Security at these Middle East resorts is pretty tight, so at first it wasn’t clear they would even let us in, but eventually some manager-type guy said we could come in. We went to the restaurant and it was great. Good choices, good service, good quality, and – since a Crowne Plaza has a lower price point than our Kempinski hotel – a lot cheaper than eating at our hotel. Needless to say the staff at the Crowne Plaza got to know us over the next couple days.

This little cutie hung out with us for a couple days at the pool. She’d climb up on Mark’s lap, snuggle in, and just purr and purr. Unfortunately she almost made us miss lunch one day since obviously Mark couldn’t disturb her.

Oh, there was one more interesting thing: the flies. Oh my God the flies were bad. Apparently during October and November farmers in the area fertilize their fields with manure. The flies are reasonably fond of manure and they breed pretty intensively. Early in the morning when it’s cool they’re not too lively but as the day wears on they come out in force. It was crazy and meant that when we were lying by the pool we would typically have towels over us like blanket just to keep the many, many flies off.

My morning routine, out to the pool before anyone else was there, cover up with a light towel to keep the flies at bay, enjoy the view and read my book.

And that was it. A couple bobs in the Sea, lounging at the pool reading a Pulitzer Prize-winnng history of the Soviet Gulags (tell me I don’t know how to have fun), fending off millions of flies, and walking up to the neighboring Lebanese restaurant. Not a bad way to spend three days, but if I ever do it again it won’t be during manure-spreading season!

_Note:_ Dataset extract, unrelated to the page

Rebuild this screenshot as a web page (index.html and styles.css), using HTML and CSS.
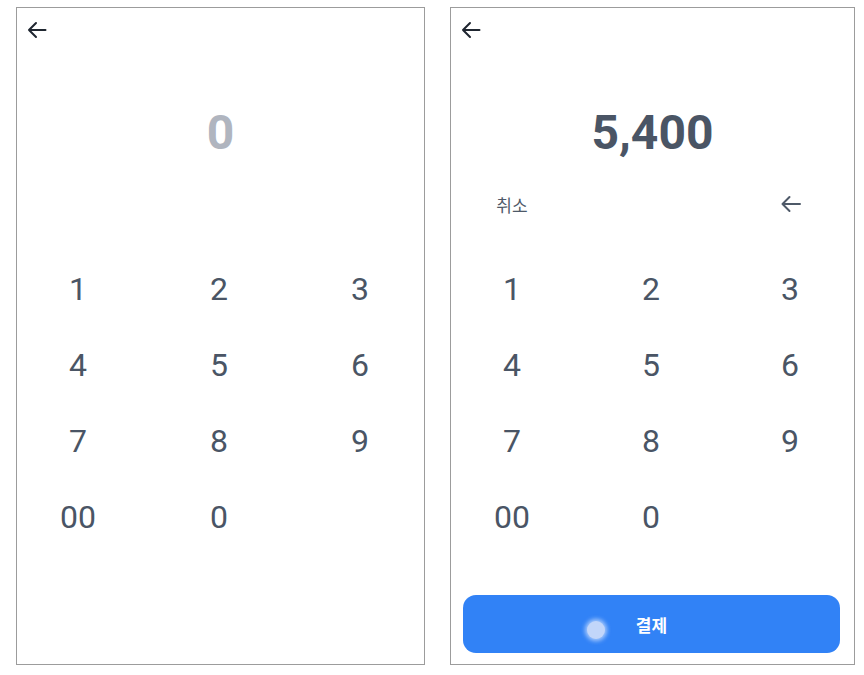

Next stop, the ruins of Petra.

One afternoon, unable to bear the flies at the pool I decided to take a hike up the hills behind the resort. I was curious to see if there was anything interesting up there, maybe some quiet place to sit and read. There wasn’t anything up there – it’s really dry and desolate around the Dead Sea – but the further up I got the worse the flies got. So I went back down.